When campaigns relied on buses, trains and airplanes to reach target audiences, debates served a unique purpose of putting the candidates side-by-side. Now that can be accomplished by split-screen television (which incidentally was employed out of necessity in the third debate in 1960 with Nixon in Los Angeles and Kennedy in New York).

Presidential candidates today can engage voters with an array of digital tools, including live streaming. Micro-targeting on social media enables campaigns to zero in on very specific cohorts of voters, with efficiency and without regard to geography. Trump mocks Biden for campaigning from his “basement”, perhaps without realizing that may be a better (and safer) political cockpit than holding rallies in airplane hangars.

News media is saturated with presidential election coverage, from their speeches and position papers to opinion pieces on their speeches and position papers. You have to be in virtual seclusion not to know the most minute details of a presidential race. 

Websites provide a convenient, accessible way to assess a candidate’s views on issues. Critical and contrasting views are equally convenient and accessible. You don’t need a debate to decipher the nuances of a candidate’s view on touchy issues. 

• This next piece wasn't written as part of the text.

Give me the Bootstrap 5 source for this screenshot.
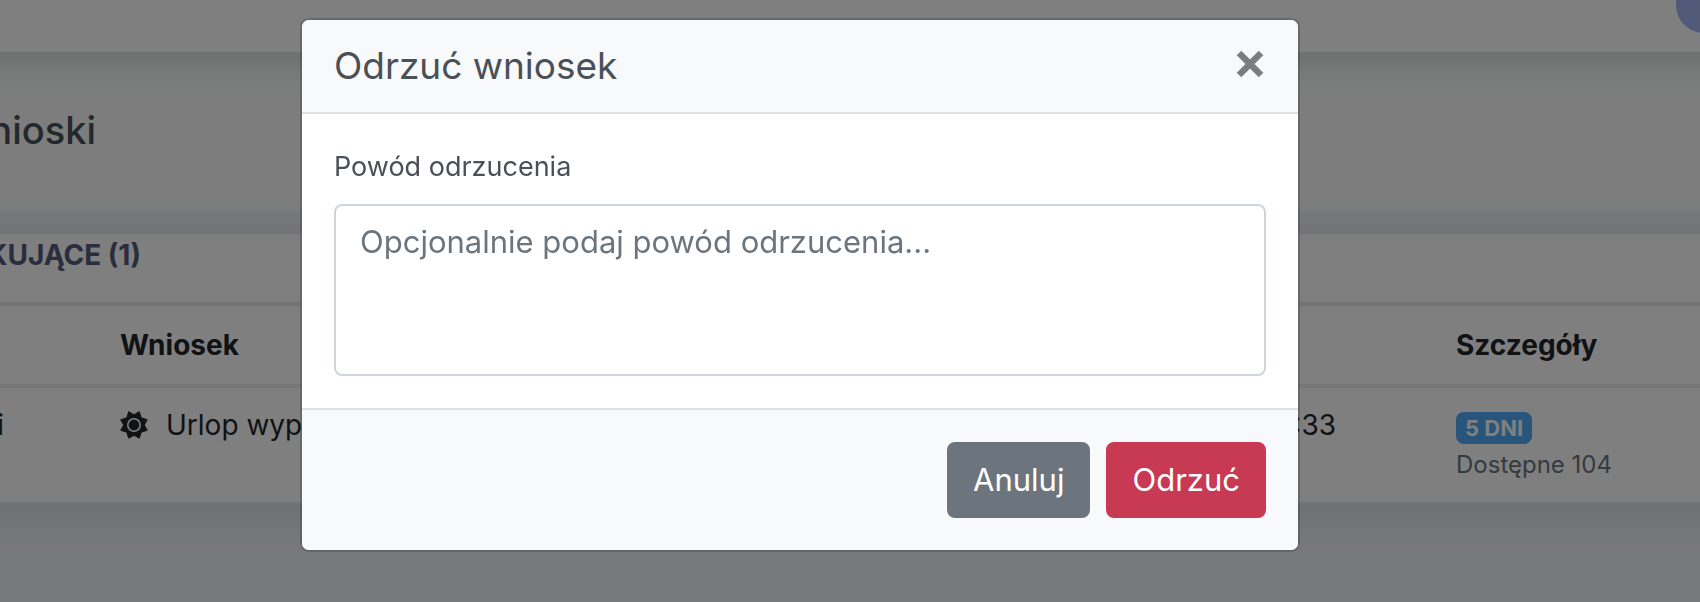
<!DOCTYPE html>
<html lang="pl">
<head>
<meta charset="utf-8">
<meta name="viewport" content="width=device-width, initial-scale=1">
<title>Wnioski</title>
<link href="https://cdn.jsdelivr.net/npm/bootstrap@5.3.0/dist/css/bootstrap.min.css" rel="stylesheet">
<style>
  body {
    --bs-body-font-family: Inter, "Liberation Sans", sans-serif;
    --bs-border-width: 2px;
    background: #f1f2f5;
    color: #212529;
    font-size: 28px;
    line-height: 42px;
    overflow: hidden;
    min-height: 100vh;
  }
  .bleed { margin-inline: -60px; padding-inline: 60px; }
  .topbar { height: 52px; position: relative; z-index: 1; box-shadow: 0 2px 40px rgba(0, 0, 0, .2); }
  .avatar { position: absolute; right: 28px; bottom: 19px; width: 56px; height: 56px; background: #a0b3ef; }
  .page-head { height: 160px; background: #f8faf9; }
  .page-head h1 { font-size: 38px; line-height: 48px; color: #495057; }
  .cut-start { width: 96px; display: flex; justify-content: flex-end; white-space: nowrap; }
  .panel { margin-top: 20px; border: solid #e6e8ec; border-width: 2px 0; box-shadow: 0 8px 40px rgba(0, 0, 0, .12); }
  .tabs { height: 68px; }
  .tabs a { width: 141px; font-size: 28px; color: #525a7a; }
  .requests { table-layout: fixed; --bs-table-color: #212529; border-top: 4px solid #e6e8ec; }
  .requests > :not(caption) > * > * { padding: 16px 24px; border-bottom: 0; vertical-align: top; }
  .requests > thead > tr > th { padding-block: 18px; border-bottom: 4px solid #eee; font-weight: 700; }
  .requests .col-person { width: 96px; }
  .requests .col-details { width: 268px; }
  .requests > tbody > tr > .person { padding-inline: 0; }
  .person div { width: 4px; display: flex; justify-content: flex-end; }
  .requests > tbody > tr > .when { padding-right: 96px; }
  .leave { gap: 18px; }
  .days-line { height: 40px; }
  .days { font-size: 22px; line-height: 32px; padding: 0 9px; border-radius: 8px; background: #4eaaf9; }
  .available { font-size: 24px; line-height: 42px; color: #6c757d; }

  .modal { padding-right: 100px; }
  .modal-dialog { max-width: 1000px; margin-block: 18px; }
  .modal-content { border-radius: 9px; --bs-modal-inner-border-radius: 7px; color: #495057; }
  .modal-header, .modal-footer { background: #f8f9fb; border-color: #dee2e6; }
  .modal-header { padding: 22px 32px; }
  .modal-title { font-size: 37px; line-height: 48px; font-weight: 400; }
  .modal-body { padding: 32px; }
  .modal-footer { padding: 32px; gap: 16px; }
  .modal-footer > * { margin: 0; }
  .dismiss { color: #7c7d7d; margin-bottom: 4px; }
  .modal .form-label { font-size: 27px; margin-bottom: 16px; display: block; }
  .modal textarea.form-control { height: 172px; font-size: 31px; line-height: 48px; padding: 12px 24px; border-color: #ced4da; border-radius: 8px; resize: none; }
  .modal textarea::placeholder { color: #6c757d; }
  .modal .btn { font-size: 31px; line-height: 48px; padding: 12px 24px; border-radius: 8px; }
  .btn-reject { --bs-btn-bg: #c83a54; --bs-btn-border-color: #c83a54; --bs-btn-color: #fff; --bs-btn-hover-bg: #b0304a; --bs-btn-hover-color: #fff; }
</style>
</head>
<body>
<nav class="topbar bleed bg-white">
  <span class="avatar rounded-circle"></span>
</nav>

<header class="page-head d-flex align-items-center">
  <h1 class="cut-start mb-1">Wnioski</h1>
</header>

<main class="panel bleed bg-white">
  <div class="tabs d-flex align-items-start">
    <a href="#waiting" class="cut-start fw-bold text-decoration-none">OCZEKUJĄCE (1)</a>
  </div>
  <table class="table requests mb-0">
    <colgroup><col class="col-person"><col><col><col class="col-details"></colgroup>
    <thead>
      <tr><th></th><th>Wniosek</th><th></th><th>Szczegóły</th></tr>
    </thead>
    <tbody>
      <tr>
        <td class="person"><div>i</div></td>
        <td class="text-nowrap">
          <span class="leave d-flex align-items-center">
            <svg width="28" height="28" viewBox="0 0 28 28" aria-hidden="true">
              <path fill="currentColor" stroke="currentColor" stroke-linejoin="round" d="M8.700.700 14 3.700 19.300.700 21.200 6.800 27.200 8.700 24.300 14 27.200 19.300 21.200 21.200 19.300 27.200 14 24.300 8.700 27.200 6.800 21.200.700 19.300 3.700 14 .700 8.700 6.800 6.800Z"/>
              <circle cx="14" cy="14" r="6.200" fill="none" stroke="#fff" stroke-width="1.600"/>
            </svg>
            Urlop wypoczynkowy
          </span>
        </td>
        <td class="when text-end">10:33</td>
        <td>
          <div class="days-line d-flex align-items-end"><span class="badge days">5 DNI</span></div>
          <div class="available text-nowrap">Dostępne 104</div>
        </td>
      </tr>
    </tbody>
  </table>
</main>

<div class="modal-backdrop show"></div>
<div class="modal show d-block" tabindex="-1" role="dialog" aria-modal="true" aria-labelledby="rejectTitle">
  <div class="modal-dialog">
    <form class="modal-content">
      <div class="modal-header">
        <h2 class="modal-title" id="rejectTitle">Odrzuć wniosek</h2>
        <button type="button" class="dismiss border-0 bg-transparent p-0 d-flex" aria-label="Zamknij">
          <svg width="32" height="32" viewBox="0 0 32 32" aria-hidden="true"><path d="M5 5 27 27M27 5 5 27" stroke="currentColor" stroke-width="6.500"/></svg>
        </button>
      </div>
      <div class="modal-body">
        <label class="form-label" for="reason">Powód odrzucenia</label>
        <textarea class="form-control" id="reason" placeholder="Opcjonalnie podaj powód odrzucenia..."></textarea>
      </div>
      <div class="modal-footer">
        <button type="button" class="btn btn-secondary">Anuluj</button>
        <button type="submit" class="btn btn-reject">Odrzuć</button>
      </div>
    </form>
  </div>
</div>
<script src="https://cdn.jsdelivr.net/npm/bootstrap@5.3.0/dist/js/bootstrap.bundle.min.js"></script>
</body>
</html>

Polarization of the electorate has made overall positions on issues less important than issues of specific interest to various groups. Polarization also has undermined political discourse based on facts and reality, substituting alt-facts and conspiracy theories.  

Huge presidential campaign budgets allow candidates to run hundreds of ads with sound bites, testimonials and positions on key issues. Television spots can be produced almost instantly to newsjack a hot topic.

All these communication advances have turned debates with fixed schedules and confining formats into monuments from the past. Sixty years ago, a live debate between two contrasting candidates was fresh, relevant and informative. Today, supporters of Trump and Biden sat through their debates with their fingers crossed that their candidate of choice wouldn’t make a cataclysmic mistake.

There will be another presidential contest four years from now, which gives America time to rethink the purpose, value and impact of presidential debates. Younger voters, many of whom no longer watch commercial television, will represent a more prominent part of the electorate. Perhaps presidential debates should adopt some of the media universe from that generation and not stick with the universe of mine.

We should heed the advice of Nicolette Cavallro, a college sophomore majoring in integrative neuroscience at Binghamton University in New York, who says, “Debates need to grow with our nation or become a thing of the past, especially if we want our presidential election process to remain intact.”